Political Strategy for a Permanent Democratic Majority

Warren’s Senate Bid Taps Populist Tide

Elizabeth Warren’s Massachusetts candidacy for U.S. Senate is an easy sell for progressive Democrats, but WaPo’s Dana Milbank does a solid job of summarizing her appeal in broader terms. Milbank’s post is a good short-read, clip and share for Warren’s supporters looking to win swing voters. From Milbank’s article:

…Elizabeth Warren, the former adviser to President Obama who is now trying to unseat Republican Sen. Scott Brown, is no mere professor, or candidate. She is a phenomenon.
The source of the ardor is no mystery: Warren’s unapologetic populism and her fervent belief that corporations should be held to account for the economic collapse. Part Pat Moynihan, part Erin Brockovich, she has revived the energy of the left in a way no other Democrat has, including President Obama.

Milbank, quotes from a Warren speech: “We live in an America that has hammered, chipped and squeezed the middle class,” she told a crowd in Newton, Mass., while the government “has said to large corporations that you don’t have to pay anything in taxes.” From Milbank’s interview with Warren:

Warren has no interest in going to Washington to be “slow and polite,” she told me. She wants to go to fight corporate excess, because “the people who brought us the financial collapse have now doubled down” by resisting attempts to re-regulate business.
“The idea of going to the Senate to be the hundredth least senior person in a nonfunctional organization is not what attracts me,” she said. “I see going to the Senate as an opportunity to expand the platform” and as a way of “leading the charge.”

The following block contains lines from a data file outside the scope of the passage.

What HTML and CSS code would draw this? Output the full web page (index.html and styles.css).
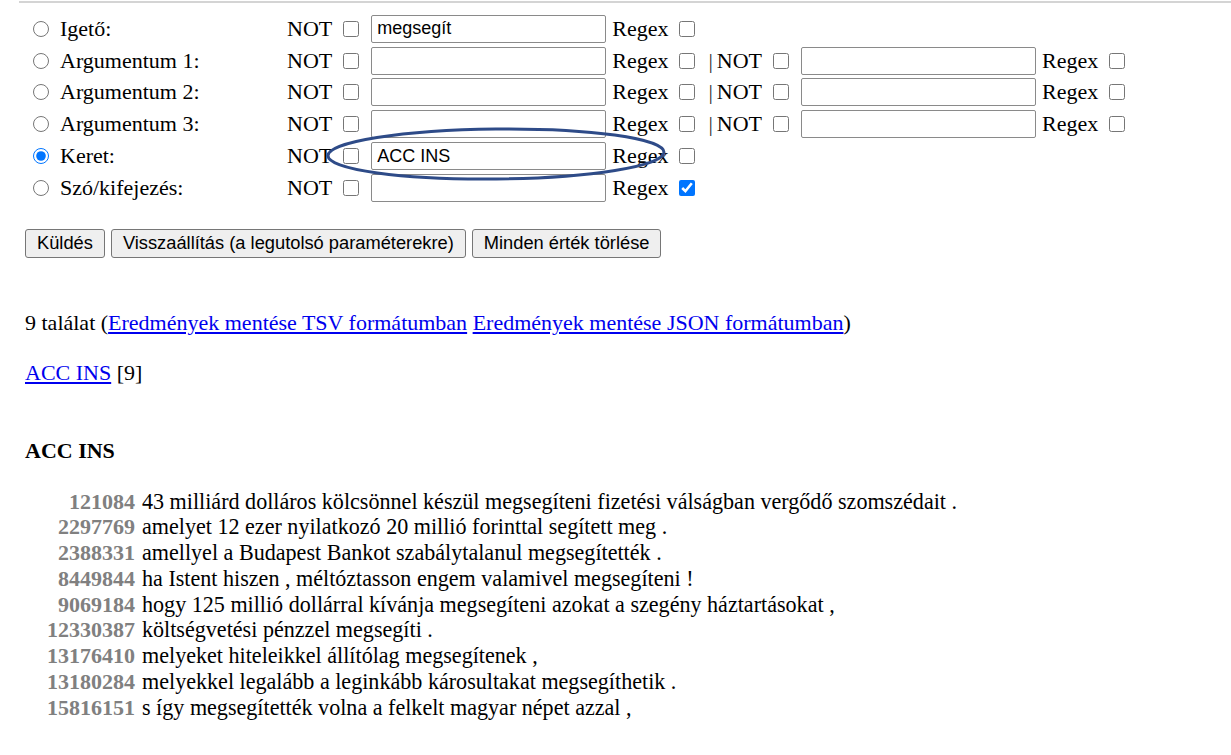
FILE: index.html
```html
<!DOCTYPE html>
<html lang="hu">
<head>
<meta charset="utf-8">
<title>Keresés</title>
<link rel="stylesheet" href="styles.css">
</head>
<body>
<div class="page">
  <div class="topline"></div>
  <form class="form">
    <div class="row">
      <label class="sel"><input class="radio" type="radio" name="t"><span>Igető:</span></label>
      <span class="not">NOT</span><input class="cb" type="checkbox">
      <input class="txt" type="text" value="megsegít">
      <span class="rx">Regex</span><input class="cb" type="checkbox">
    </div>
    <div class="row">
      <label class="sel"><input class="radio" type="radio" name="t"><span>Argumentum 1:</span></label>
      <span class="not">NOT</span><input class="cb" type="checkbox">
      <input class="txt" type="text">
      <span class="rx">Regex</span><input class="cb" type="checkbox">
      <span class="pipe">|</span><span class="not not2">NOT</span><input class="cb" type="checkbox">
      <input class="txt" type="text">
      <span class="rx">Regex</span><input class="cb" type="checkbox">
    </div>
    <div class="row">
      <label class="sel"><input class="radio" type="radio" name="t"><span>Argumentum 2:</span></label>
      <span class="not">NOT</span><input class="cb" type="checkbox">
      <input class="txt" type="text">
      <span class="rx">Regex</span><input class="cb" type="checkbox">
      <span class="pipe">|</span><span class="not not2">NOT</span><input class="cb" type="checkbox">
      <input class="txt" type="text">
      <span class="rx">Regex</span><input class="cb" type="checkbox">
    </div>
    <div class="row">
      <label class="sel"><input class="radio" type="radio" name="t"><span>Argumentum 3:</span></label>
      <span class="not">NOT</span><input class="cb" type="checkbox">
      <input class="txt" type="text">
      <span class="rx">Regex</span><input class="cb" type="checkbox">
      <span class="pipe">|</span><span class="not not2">NOT</span><input class="cb" type="checkbox">
      <input class="txt" type="text">
      <span class="rx">Regex</span><input class="cb" type="checkbox">
    </div>
    <div class="row">
      <label class="sel"><input class="radio" type="radio" name="t" checked><span>Keret:</span></label>
      <span class="not">NOT</span><input class="cb" type="checkbox">
      <input class="txt" type="text" value="ACC INS">
      <span class="rx">Regex</span><input class="cb" type="checkbox">
    </div>
    <div class="row">
      <label class="sel"><input class="radio" type="radio" name="t"><span>Szó/kifejezés:</span></label>
      <span class="not">NOT</span><input class="cb" type="checkbox">
      <input class="txt" type="text">
      <span class="rx">Regex</span><input class="cb" type="checkbox" checked>
    </div>
    <div class="buttons">
      <button type="button" class="btn">Küldés</button>
      <button type="button" class="btn">Visszaállítás (a legutolsó paraméterekre)</button>
      <button type="button" class="btn">Minden érték törlése</button>
    </div>
  </form>
  <p class="count">9 találat (<a href="#">Eredmények mentése TSV formátumban</a> <a href="#">Eredmények mentése JSON formátumban</a>)</p>
  <p class="frames"><a href="#">ACC INS</a> [9]</p>
  <h4 class="head">ACC INS</h4>
  <div class="results">
    <span class="num">121084</span><span class="sent">43 milliárd dolláros kölcsönnel készül megsegíteni fizetési válságban vergődő szomszédait .</span>
    <span class="num">2297769</span><span class="sent">amelyet 12 ezer nyilatkozó 20 millió forinttal segített meg .</span>
    <span class="num">2388331</span><span class="sent">amellyel a Budapest Bankot szabálytalanul megsegítették .</span>
    <span class="num">8449844</span><span class="sent">ha Istent hiszen , méltóztasson engem valamivel megsegíteni !</span>
    <span class="num">9069184</span><span class="sent">hogy 125 millió dollárral kívánja megsegíteni azokat a szegény háztartásokat ,</span>
    <span class="num">12330387</span><span class="sent">költségvetési pénzzel megsegíti .</span>
    <span class="num">13176410</span><span class="sent">melyeket hiteleikkel állítólag megsegítenek ,</span>
    <span class="num">13180284</span><span class="sent">melyekkel legalább a leginkább károsultakat megsegíthetik .</span>
    <span class="num">15816151</span><span class="sent">s így megsegítették volna a felkelt magyar népet azzal ,</span>
  </div>
  <svg class="mark" width="360" height="70" viewBox="0 0 360 70">
    <ellipse cx="170" cy="36" rx="168" ry="25" transform="rotate(-0.6 170 36)" fill="none" stroke="#2e4b88" stroke-width="3"/>
  </svg>
</div>
</body>
</html>
```
FILE: styles.css
```css
html, body {
  margin: 0;
  padding: 0;
  background: #ffffff;
}

body {
  font-family: "Liberation Serif", "Times New Roman", serif;
  font-size: 22px;
  color: #000000;
}

.page {
  position: relative;
  padding-left: 25px;
  min-height: 755px;
  box-sizing: border-box;
}

.topline {
  position: absolute;
  top: 1px;
  left: 19px;
  right: 0;
  height: 2px;
  background: #d4d4d4;
}

.form {
  padding-top: 13px;
  display: flex;
  flex-direction: column;
}

.row {
  display: flex;
  align-items: center;
  height: 31.8px;
  white-space: nowrap;
}

.sel {
  display: flex;
  align-items: center;
  width: 262px;
}

.radio {
  width: 16px;
  height: 16px;
  margin: 0 11px 0 8px;
}

.cb {
  width: 16px;
  height: 16px;
  margin: 0 0 0 11px;
  flex: none;
}

.txt {
  box-sizing: border-box;
  width: 235px;
  height: 28px;
  margin-left: 12px;
  padding: 0 5px;
  border: 1px solid #8a8a8a;
  border-radius: 2px;
  font-family: "Liberation Sans", Arial, sans-serif;
  font-size: 18px;
  color: #000000;
  background: #ffffff;
  flex: none;
}

.rx {
  margin-left: 6px;
}

.pipe {
  margin-left: 13px;
  color: #333333;
}

.not2 {
  margin-left: 4px;
}

.buttons {
  display: flex;
  gap: 6px;
  margin-top: 25px;
}

.btn {
  height: 29px;
  padding: 0 11px;
  border: 1px solid #767676;
  border-radius: 3px;
  background: #efefef;
  font-family: "Liberation Sans", Arial, sans-serif;
  font-size: 18.3px;
  color: #000000;
}

.count {
  margin: 52px 0 0;
  line-height: 25.3px;
}

.frames {
  margin: 25px 0 0;
  line-height: 25.3px;
}

a {
  color: #0000ee;
}

.head {
  margin: 53px 0 0;
  font-size: 22px;
  font-weight: bold;
  line-height: 25.3px;
}

.results {
  margin-top: 25px;
  display: grid;
  grid-template-columns: 110px auto;
  column-gap: 7px;
  line-height: 25.75px;
  justify-content: start;
}

.sent {
  font-size: 22.1px;
}

.num {
  text-align: right;
  font-weight: bold;
  color: #808080;
}

.mark {
  position: absolute;
  left: 326px;
  top: 118px;
}
```
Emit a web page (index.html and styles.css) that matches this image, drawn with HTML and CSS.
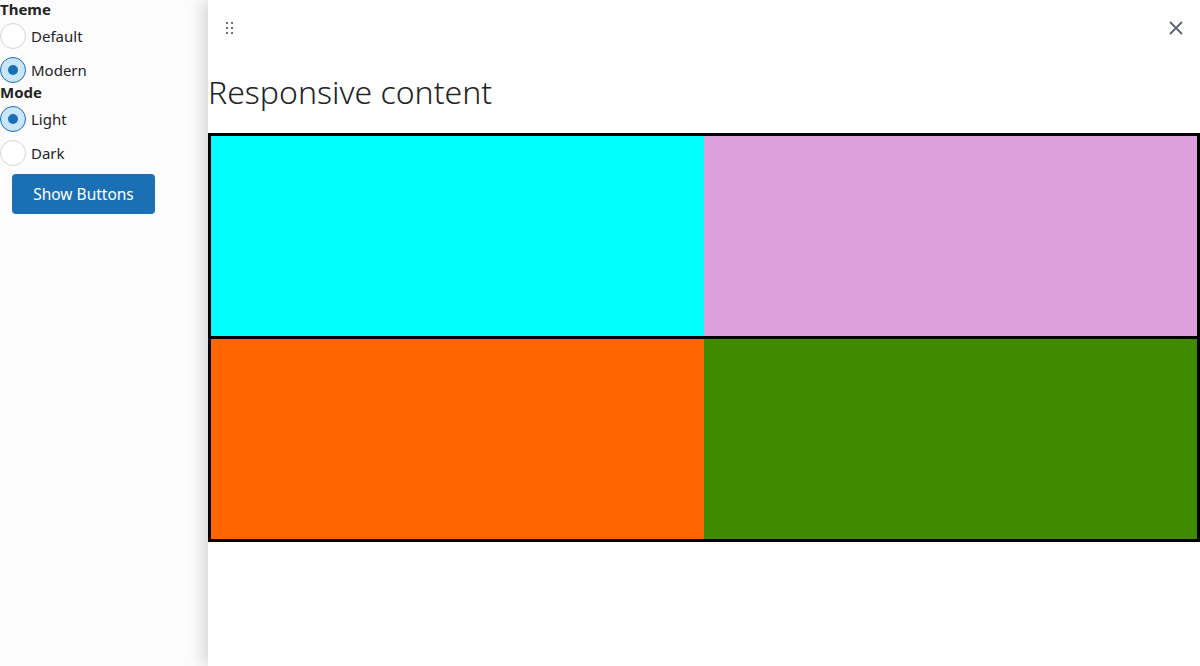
FILE: index.html
```html
<!DOCTYPE html>
<html lang="en">
<head>
    <meta charset="UTF-8">
    <meta name="viewport" content="width=device-width, initial-scale=1.0">
    <title>Responsive content</title>
    <link rel="stylesheet" href="styles.css">
</head>
<body>
    <div class="page">
        <aside class="sidebar">
            <div class="group-label">Theme</div>
            <label class="radio"><input type="radio" name="theme"><span class="dot"></span>Default</label>
            <label class="radio"><input type="radio" name="theme" checked><span class="dot"></span>Modern</label>
            <div class="group-label next">Mode</div>
            <label class="radio"><input type="radio" name="mode" checked><span class="dot"></span>Light</label>
            <label class="radio"><input type="radio" name="mode"><span class="dot"></span>Dark</label>
            <button class="btn">Show Buttons</button>
        </aside>

        <main class="panel">
            <div class="panel-header">
                <span class="handle">
                    <i></i><i></i><i></i><i></i><i></i><i></i>
                </span>
                <button class="close" aria-label="Close">
                    <svg width="16" height="16" viewBox="0 0 16 16">
                        <path d="M2 2 L14 14 M14 2 L2 14" stroke="#636873" stroke-width="2" fill="none"/>
                    </svg>
                </button>
            </div>
            <h1 class="title">Responsive content</h1>
            <div class="grid">
                <div class="grid-row">
                    <div class="cell cyan"></div>
                    <div class="cell plum"></div>
                </div>
                <div class="grid-row">
                    <div class="cell orange"></div>
                    <div class="cell green"></div>
                </div>
            </div>
        </main>
    </div>
</body>
</html>
```

FILE: styles.css
```css
* { box-sizing: border-box; }
html, body { margin: 0; height: 100%; }
body { font-family: "Noto Sans", "Open Sans", sans-serif; color: #242424; font-size: 15px; }

.page { display: flex; height: 666px; overflow: hidden; }

.sidebar { width: 208px; flex-shrink: 0; background: #fcfcfc; display: flex; flex-direction: column; align-items: flex-start; }
.group-label { font-weight: 700; font-size: 15px; line-height: 19px; height: 19px; }
.group-label.next { margin-top: -4px; }
.radio { display: flex; align-items: center; height: 34px; cursor: pointer; }
.radio input { display: none; }
.radio .dot { width: 26px; height: 26px; border-radius: 50%; border: 1px solid #d6d6d6; background: #fff; margin-right: 5px; position: relative; }
.radio input:checked + .dot { background: #c9e6fb; border-color: #1a6fb5; }
.radio input:checked + .dot::after { content: ""; position: absolute; left: 7px; top: 7px; width: 10px; height: 10px; border-radius: 50%; background: #1a6fb5; }

.btn { margin: 4px 0 0 12px; width: 143px; height: 40px; border: none; border-radius: 4px; background: #1a6fb5; color: #fff; font-family: inherit; font-size: 15.5px; }

.panel { flex: 1; background: #fff; box-shadow: -6px 0 14px rgba(0, 0, 0, 0.14); position: relative; }
.panel-header { display: flex; justify-content: space-between; align-items: center; height: 56px; padding: 0 12px 0 18px; }
.handle { display: grid; grid-template-columns: 2px 2px; gap: 3px; }
.handle i { width: 2px; height: 2px; background: #6b6f7a; }
.close { border: none; background: none; padding: 0; width: 24px; height: 24px; display: flex; align-items: center; justify-content: center; }

.title { margin: 16px 0 21px; font-weight: 300; font-size: 32px; line-height: 40px; color: #242424; }

.grid { border: 3px solid #000; }
.grid-row { display: flex; }
.grid-row + .grid-row { border-top: 3px solid #000; }
.cell { flex: 1; height: 200px; }
.cyan { background: #00ffff; }
.plum { background: #dda0dd; }
.orange { background: #ff6600; }
.green { background: #408a00; }
```
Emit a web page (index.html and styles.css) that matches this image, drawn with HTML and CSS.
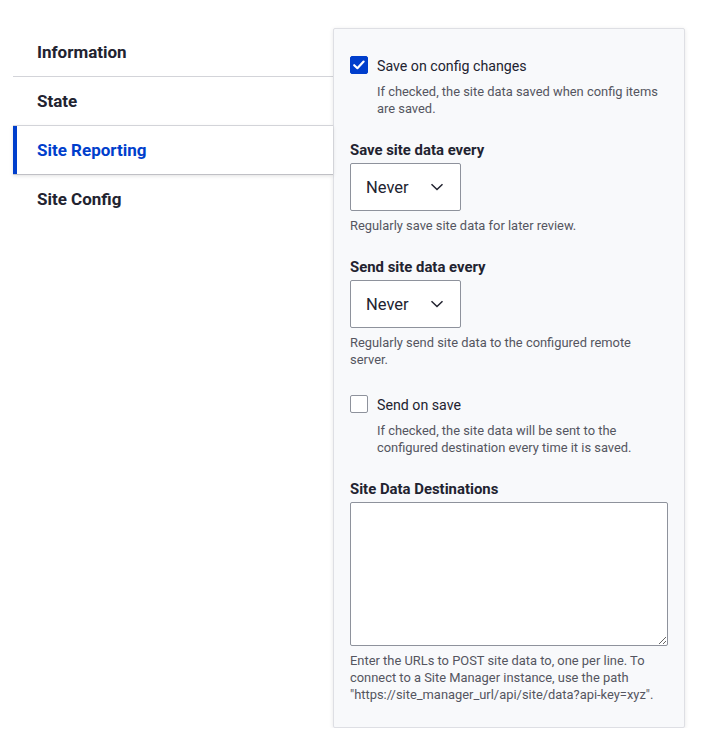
FILE: index.html
```html
<!DOCTYPE html>
<html lang="en">
<head>
<meta charset="utf-8">
<title>Site Reporting</title>
<link rel="stylesheet" href="styles.css">
</head>
<body>
<div class="vtabs">
  <ul class="menu">
    <li class="menu-item"><a class="menu-link">Information</a></li>
    <li class="menu-item"><a class="menu-link">State</a></li>
    <li class="menu-item is-active"><a class="menu-link">Site Reporting</a></li>
    <li class="menu-item"><a class="menu-link">Site Config</a></li>
  </ul>
  <div class="pane">
    <div class="check-item">
      <span class="checkbox is-checked"><svg viewBox="0 0 18 18" width="18" height="18"><path d="M4.2 9.2 L7.4 12.2 L13.6 5.6" fill="none" stroke="#fff" stroke-width="2.2" stroke-linecap="round" stroke-linejoin="round"/></svg></span>
      <span class="option-label">Save on config changes</span>
      <div class="desc option-desc">If checked, the site data saved when config items are saved.</div>
    </div>
    <div class="form-item">
      <div class="label">Save site data every</div>
      <div class="select"><span>Never</span><svg class="chev" viewBox="0 0 14 8" width="14" height="8"><path d="M1.5 1.2 L7 6.5 L12.5 1.2" fill="none" stroke="#222330" stroke-width="1.5"/></svg></div>
      <div class="desc">Regularly save site data for later review.</div>
    </div>
    <div class="form-item">
      <div class="label">Send site data every</div>
      <div class="select"><span>Never</span><svg class="chev" viewBox="0 0 14 8" width="14" height="8"><path d="M1.5 1.2 L7 6.5 L12.5 1.2" fill="none" stroke="#222330" stroke-width="1.5"/></svg></div>
      <div class="desc">Regularly send site data to the configured remote server.</div>
    </div>
    <div class="check-item">
      <span class="checkbox"></span>
      <span class="option-label">Send on save</span>
      <div class="desc option-desc">If checked, the site data will be sent to the configured destination every time it is saved.</div>
    </div>
    <div class="form-item">
      <div class="label">Site Data Destinations</div>
      <textarea class="textarea"></textarea>
      <div class="desc">Enter the URLs to POST site data to, one per line. To connect to a Site Manager instance, use the path "https://site_manager_url/api/site/data?api-key=xyz".</div>
    </div>
  </div>
</div>
</body>
</html>
```
FILE: styles.css
```css
html, body {
  margin: 0;
  background: #fff;
}
body {
  padding: 28px 0 0 13px;
  font-family: Roboto, "Noto Sans", sans-serif;
  color: #222330;
}
.vtabs {
  display: flex;
  align-items: flex-start;
}
.menu {
  list-style: none;
  margin: 0;
  padding: 0;
  width: 320px;
}
.menu-item {
  border-top: 1px solid #d3d4d9;
}
.menu-item:first-child {
  border-top: 0;
}
.menu-link {
  display: block;
  padding: 12px 24px;
  line-height: 24px;
  font-size: 17px;
  font-weight: 700;
  color: #222330;
}
.menu-item.is-active {
  background: #fff;
  box-shadow: inset 4px 0 0 #003ecc, 0 2px 4px rgba(0, 0, 0, 0.12);
  position: relative;
}
.menu-item.is-active .menu-link {
  color: #003ecc;
}
.pane {
  width: 352px;
  box-sizing: border-box;
  border: 1px solid #dedfe4;
  border-radius: 2px;
  background: #f8f9fb;
  box-shadow: 0 1px 4px rgba(0, 0, 0, 0.1);
  padding: 24px 16px 24px;
  display: flex;
  flex-direction: column;
  gap: 24px;
}
.check-item {
  display: grid;
  grid-template-columns: 18px 1fr;
  column-gap: 9px;
  align-items: start;
}
.checkbox {
  width: 18px;
  height: 18px;
  box-sizing: border-box;
  margin-top: 3px;
  border: 1px solid #8e929c;
  border-radius: 2px;
  background: #fff;
  display: block;
}
.checkbox svg {
  display: block;
  margin: -1px;
}
.checkbox.is-checked {
  background: #003ecc;
  border-color: #003ecc;
}
.option-label {
  font-size: 14.2px;
  line-height: 26px;
}
.option-desc {
  grid-column: 2;
  margin-top: 4px !important;
}
.form-item {
  display: flex;
  flex-direction: column;
  align-items: flex-start;
}
.label {
  font-size: 14.9px;
  font-weight: 700;
  line-height: 18px;
  margin-bottom: 4px;
}
.select {
  width: 111px;
  height: 48px;
  box-sizing: border-box;
  border: 1px solid #8e929c;
  border-radius: 2px;
  background: #fff;
  padding: 0 16px 0 15px;
  display: flex;
  align-items: center;
  justify-content: space-between;
  font-size: 16.5px;
}
.chev {
  display: block;
}
.desc {
  font-size: 12.9px;
  line-height: 17px;
  color: #545560;
  margin-top: 6px;
}
.textarea {
  display: block;
  width: 100%;
  height: 144px;
  box-sizing: border-box;
  margin: 0;
  border: 1px solid #8e929c;
  border-radius: 2px;
  background: #fff;
  resize: vertical;
  font-family: inherit;
}
```
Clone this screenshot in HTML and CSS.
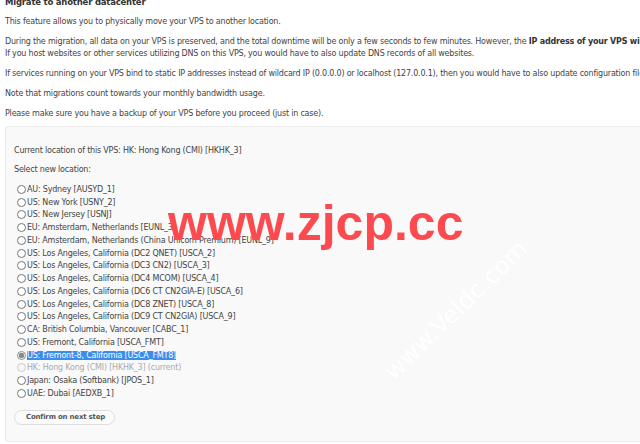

Clearly Warren’s candidacy provides a long-missing populist voice and vision for Dems. As Milbank observes, Warren’s election could mean that “…Democrats will no longer play by Marquess of Queensbury rules while their opponents disembowel them…what dispirited liberals are looking for is heat — somebody who believes, as Warren often puts it, that “some fights are worth having.””
In the comments following Milbank’s article, ‘Roaxle’ notes that Warren “coined the phrase ‘tricks and traps’ to describe bank policies. We knew we were getting screwed; she put it into the words we didn’t have.” The rising tide of populist resentment of abuse and corruption in the financial services industry being expressed in the Occupy Wall St. demonstrations suggest that Warren’s candidacy is right on time.
As Milbank notes, she is close to even in the polls. But no one should be surprised if her opponent, Sen. Scott Brown, gets blank check support from the financial services industry and its mega-rich right-wing beneficiaries, who are likely to make defeating Warren a priority. Those interested in helping Warren level the odds, should click here and here.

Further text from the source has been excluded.